Liu Hongjun has spent the past year perfecting his family's recipe for rice wine, and says there is nothing else like it on the market. Fan Zhen reports.
Liu Hongjun loves sharing. He takes partin marathons to share his passion for running with thousands of others. He raises money to buy computers for poor children to spread his love of knowledge. Recently the software engineer decided to share another thing, the traditional handmade rice wine of his family. It had never occurred to Liu to make rice wine until one year ago when his wife gave birth. His mother came to Beijing and made rice wine to help her daughter-in-law produce breast milk. He used the extra wine to treat his friends at dinners and it became so popular that a lot of them came back for more.
"Why not learn to make it myself since my friends enjoy it?" he asked himself.
Rice wine is a popular drink in Liu's village in East China's Jiangxi province. Every year as winter approached, his mother would start to make pottery jars of rice wine and the house was constantly filled with its aroma. At dinners, their relatives and friends would drink together.
For Liu, the rice wine, which is warm and sweet, brings back memories of childhood friends and family.
Now working in the capital far from his hometown, he misses it more than ever.

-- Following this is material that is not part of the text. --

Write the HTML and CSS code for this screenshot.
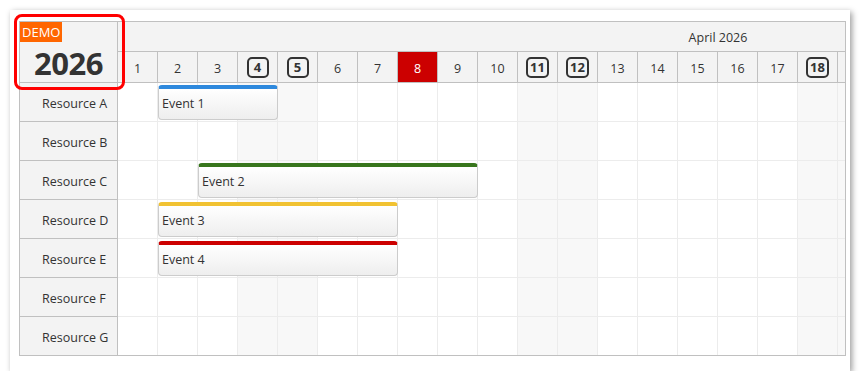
FILE: index.html
```html
<!DOCTYPE html>
<html lang="en">
<head>
<meta charset="utf-8">
<title>Scheduler</title>
<link rel="stylesheet" href="styles.css">
</head>
<body>
<div class="panel">
  <div class="scheduler">
    <div class="rh-col">
      <div class="corner">
        <span class="demo">DEMO</span>
        <span class="year">2026</span>
      </div>
      <div class="rh">Resource A</div>
      <div class="rh">Resource B</div>
      <div class="rh">Resource C</div>
      <div class="rh">Resource D</div>
      <div class="rh">Resource E</div>
      <div class="rh">Resource F</div>
      <div class="rh last">Resource G</div>
    </div>
    <div class="tl-col">
      <div class="tl-inner">
        <div class="month">April 2026</div>
        <div class="days">
          <div class="day">1</div>
          <div class="day">2</div>
          <div class="day">3</div>
          <div class="day"><span class="wk">4</span></div>
          <div class="day"><span class="wk">5</span></div>
          <div class="day">6</div>
          <div class="day">7</div>
          <div class="day today">8</div>
          <div class="day">9</div>
          <div class="day">10</div>
          <div class="day"><span class="wk">11</span></div>
          <div class="day"><span class="wk">12</span></div>
          <div class="day">13</div>
          <div class="day">14</div>
          <div class="day">15</div>
          <div class="day">16</div>
          <div class="day">17</div>
          <div class="day"><span class="wk">18</span></div>
          <div class="day"></div>
        </div>

        <div class="row">
          <div class="cells"><i></i><i></i><i></i><i class="we"></i><i class="we"></i><i></i><i></i><i></i><i></i><i></i><i class="we"></i><i class="we"></i><i></i><i></i><i></i><i></i><i></i><i class="we"></i><i class="we"></i></div>
          <div class="events"><div class="event blue" style="grid-column: 2 / span 3">Event 1</div></div>
        </div>
        <div class="row">
          <div class="cells"><i></i><i></i><i></i><i class="we"></i><i class="we"></i><i></i><i></i><i></i><i></i><i></i><i class="we"></i><i class="we"></i><i></i><i></i><i></i><i></i><i></i><i class="we"></i><i class="we"></i></div>
        </div>
        <div class="row">
          <div class="cells"><i></i><i></i><i></i><i class="we"></i><i class="we"></i><i></i><i></i><i></i><i></i><i></i><i class="we"></i><i class="we"></i><i></i><i></i><i></i><i></i><i></i><i class="we"></i><i class="we"></i></div>
          <div class="events"><div class="event green" style="grid-column: 3 / span 7">Event 2</div></div>
        </div>
        <div class="row">
          <div class="cells"><i></i><i></i><i></i><i class="we"></i><i class="we"></i><i></i><i></i><i></i><i></i><i></i><i class="we"></i><i class="we"></i><i></i><i></i><i></i><i></i><i></i><i class="we"></i><i class="we"></i></div>
          <div class="events"><div class="event yellow" style="grid-column: 2 / span 6">Event 3</div></div>
        </div>
        <div class="row">
          <div class="cells"><i></i><i></i><i></i><i class="we"></i><i class="we"></i><i></i><i></i><i></i><i></i><i></i><i class="we"></i><i class="we"></i><i></i><i></i><i></i><i></i><i></i><i class="we"></i><i class="we"></i></div>
          <div class="events"><div class="event red" style="grid-column: 2 / span 6">Event 4</div></div>
        </div>
        <div class="row">
          <div class="cells"><i></i><i></i><i></i><i class="we"></i><i class="we"></i><i></i><i></i><i></i><i></i><i></i><i class="we"></i><i class="we"></i><i></i><i></i><i></i><i></i><i></i><i class="we"></i><i class="we"></i></div>
        </div>
        <div class="row last">
          <div class="cells"><i></i><i></i><i></i><i class="we"></i><i class="we"></i><i></i><i></i><i></i><i></i><i></i><i class="we"></i><i class="we"></i><i></i><i></i><i></i><i></i><i></i><i class="we"></i><i class="we"></i></div>
        </div>
      </div>
    </div>
  </div>
  <div class="highlight"></div>
</div>
</body>
</html>
```

FILE: styles.css
```css
* { box-sizing: border-box; }

html, body {
  margin: 0;
  padding: 0;
  background: #ffffff;
}

body {
  font-family: "Open Sans", "Noto Sans", sans-serif;
  font-size: 12px;
  color: #333333;
}

.panel {
  position: relative;
  margin: 10px 0 0 10px;
  width: 840px;
  height: 361px;
  padding: 11px 0 0 9px;
  background: #ffffff;
  box-shadow: 2px 2px 6px rgba(0, 0, 0, 0.4);
}

.scheduler {
  display: flex;
  width: 827px;
  height: 335px;
  border: 1px solid #c0c0c0;
}

.rh-col {
  width: 98px;
  flex: none;
  border-right: 1px solid #c0c0c0;
  background: #f3f3f3;
  display: flex;
  flex-direction: column;
}

.corner {
  height: 61px;
  border-bottom: 1px solid #c0c0c0;
  display: flex;
  flex-direction: column;
  align-items: flex-start;
  overflow: hidden;
}

.demo {
  background: #ff6600;
  color: #ffffff;
  font-size: 13px;
  line-height: 20px;
  padding: 0 2px 0 2px;
  flex: none;
}

.year {
  align-self: stretch;
  text-align: center;
  font-size: 31px;
  font-weight: 700;
  line-height: 36px;
  color: #333333;
  margin-top: 3px;
  letter-spacing: -0.5px;
  flex: none;
}

.rh {
  height: 39px;
  border-bottom: 1px solid #c0c0c0;
  display: flex;
  align-items: center;
  padding-left: 22px;
  padding-top: 2px;
  font-size: 12.5px;
  color: #333333;
}

.rh.last { border-bottom: 0; height: 38px; }

.tl-col {
  flex: 1;
  overflow: hidden;
}

.tl-inner {
  width: 1200px;
}

.month {
  height: 30px;
  border-bottom: 1px solid #c0c0c0;
  background: #f3f3f3;
  display: flex;
  align-items: center;
  justify-content: center;
  font-size: 12.5px;
  padding-top: 1px;
}

.days {
  height: 31px;
  display: grid;
  grid-template-columns: repeat(19, 40px);
  border-bottom: 1px solid #c0c0c0;
  background: #f3f3f3;
}

.day {
  border-right: 1px solid #c0c0c0;
  display: flex;
  align-items: center;
  justify-content: center;
  font-size: 12.5px;
  padding-top: 2px;
}

.day.today {
  background: #cc0000;
  color: #ffffff;
}

.wk {
  display: inline-block;
  min-width: 22px;
  height: 21px;
  line-height: 17px;
  padding: 0 2px;
  border: 2px solid #333333;
  border-radius: 5px;
  text-align: center;
  font-weight: 700;
  font-size: 13px;
  margin-top: -1px;
}

.row {
  height: 39px;
  display: grid;
  grid-template-columns: 760px;
  grid-template-rows: 38px;
  border-bottom: 1px solid #ececec;
}

.row.last { border-bottom: 0; height: 38px; }

.cells,
.events {
  grid-area: 1 / 1;
  display: grid;
  grid-template-columns: repeat(19, 40px);
  grid-template-rows: 38px;
}

.cells i {
  border-right: 1px solid #ececec;
  background: #ffffff;
}

.cells i.we { background: #f8f8f8; }

.event {
  grid-row: 1;
  align-self: start;
  margin-top: 2px;
  height: 35px;
  border: 1px solid #cccccc;
  border-top-width: 4px;
  border-radius: 4px;
  background: linear-gradient(to bottom, #ffffff 0%, #eeeeee 100%);
  padding: 6px 0 0 3px;
  font-size: 12.5px;
  color: #333333;
  white-space: nowrap;
  overflow: hidden;
}

.event.blue { border-top-color: #2e89dd; }
.event.green { border-top-color: #38761d; }
.event.yellow { border-top-color: #f1c232; }
.event.red { border-top-color: #cc0000; }

.highlight {
  position: absolute;
  left: 4px;
  top: 4px;
  width: 111px;
  height: 76px;
  border: 3px solid #ff0000;
  border-radius: 8px;
  pointer-events: none;
}
```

"I've tried different kinds of rice wine from the supermarkets-even the very expensive ones-but I can't find the same taste," Liu says. "Most of them taste either too plain or just like syrup and don't have the special aroma of rice."
He didn't know why until he started to learn how to make the wine himself from his mother.

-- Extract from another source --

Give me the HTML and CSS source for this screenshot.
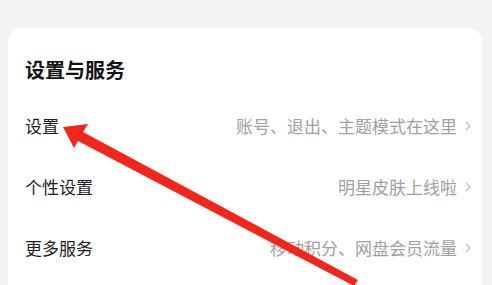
FILE: index.html
```html
<!DOCTYPE html>
<html lang="zh">
<head>
<meta charset="utf-8">
<link rel="stylesheet" href="styles.css">
</head>
<body>
<div class="card">
  <div class="title">设置与服务</div>
  <div class="row">
    <span class="label">设置</span>
    <span class="hint">账号、退出、主题模式在这里</span>
    <svg class="chev" viewBox="0 0 6 10" width="6" height="10"><path d="M1 1 L5 5 L1 9" fill="none" stroke="#bdbdbd" stroke-width="1.2"/></svg>
  </div>
  <div class="row">
    <span class="label">个性设置</span>
    <span class="hint">明星皮肤上线啦</span>
    <svg class="chev" viewBox="0 0 6 10" width="6" height="10"><path d="M1 1 L5 5 L1 9" fill="none" stroke="#bdbdbd" stroke-width="1.2"/></svg>
  </div>
  <div class="row">
    <span class="label">更多服务</span>
    <span class="hint">移动积分、网盘会员流量</span>
    <svg class="chev" viewBox="0 0 6 10" width="6" height="10"><path d="M1 1 L5 5 L1 9" fill="none" stroke="#bdbdbd" stroke-width="1.2"/></svg>
  </div>
</div>
<svg class="arrow" viewBox="0 0 492 285" width="492" height="285">
  <polygon points="63,127 88,124 83,132 358,280 354,286 78,141 74,148" fill="#f3261b"/>
</svg>
</body>
</html>
```
FILE: styles.css
```css
html, body {
  margin: 0;
  padding: 0;
}
body {
  background: #f2f3f5;
  font-family: "Noto Sans CJK SC", "Noto Sans", sans-serif;
  width: 492px;
  height: 285px;
  overflow: hidden;
  position: relative;
}
.card {
  margin: 28px 10px 0 8px;
  background: #ffffff;
  border-radius: 14px 14px 0 0;
  padding: 28px 11px 0 17px;
  height: 257px;
  box-sizing: border-box;
  overflow: hidden;
}
.title {
  font-size: 20px;
  font-weight: 700;
  line-height: 28px;
  color: #141414;
  margin-bottom: 11px;
}
.row {
  height: 61px;
  display: flex;
  align-items: center;
}
.label {
  font-size: 17px;
  color: #1e1e1e;
  flex: 1;
}
.hint {
  font-size: 17px;
  color: #a0a0a0;
}
.chev {
  margin-left: 8px;
  margin-top: 1px;
}
.arrow {
  position: absolute;
  left: 0;
  top: 0;
  pointer-events: none;
}
```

Making rice wine calls for great care in terms of ingredients, timing and temperature. There must not be a single mistake.
His mother told him the importance of choosing the right kind of glutinous rice and water. These two ingredients directly affect the quality of the final product.
"The rice has to be round and plump. After you steam it for one hour, it should be quite sticky," Liu says. "If not, it will produce less wine."
Liu has tested several kinds of glutinous rice from the market but even the expensive brands failed to satisfy. "It's not sticky enough."
At home, his mother usually uses the local glutinous rice grown on the terraces right behind their house. The local farmers water the crops with natural springwater and often use natural fertilizers because of financial limitations.
Liu admits he would not have known these "disadvantages" are actually advantages if he hadn't compared the local rice with what is available in the market.
As for water, he has to substitute the springwater that his mother uses with purified water, which fails to achieve the same smooth taste. This has made Liu curious as to why some rice wine tastes so different from his.
"I don't know what type of rice and water they use, but the final products just don't taste like real rice wine," Liu says. "I think the really good ones should look clear and taste mellow and pure."
But his mother's 40 years of experience making rice wine could not be learned overnight. Once he didn't wash the rice properly and two days later the whole jar became moldy and he had to throw it away.
Another time he put the rice onto the steamer and went to chat with friends and forgot the time. The rice became too dry to be used.
Liu can talk about his trials and failures for hours but one thing he has learned is that it takes more than concentration and accuracy to make good rice wine.
Another important thing is attitude. "You have to care about the people whom you make this for. I think that's why my mom's rice wine tastes so good, because she really puts in the extra effort to make it for her family."
Liu also started to look into the benefits of rice wine. He knew it had health benefits for women because the young mothers in the village would drink it as a tonic.
He later learned that the drink can accelerate blood circulation and metabolism and it contains a lot of sugar,organicacids, oxy acids and vitamins.
With all this nutritional value, Liu wonders why rice wine hasn't made it into the high-end market.
"It's a traditional art. If we don't promote it, we might lose it," Liu says. The rice wine recipe in his family was passed down the generations from his great-grandmother. But his hometown is a small village and people make the wine only for themselves. They have never thought of introducing it to the outside world, although some of them can make much better rice wine than what is on the market.
"I just don't want to lose the taste of my mom's rice wine and I hope more people can enjoy it the way I do."
Liu has named his products "A Lian's rice wine" after his mother. He is aiming to make 6,000 bottles this year, and he bought customized packaging and distributed free samples to customers for advice. He is thinking about renting a workshop and transporting the rice from his hometown to Beijing.
"It's like running a marathon. You know there is a long way ahead. But once you get started, you enjoy it so much that you want to keep going all the way until the end."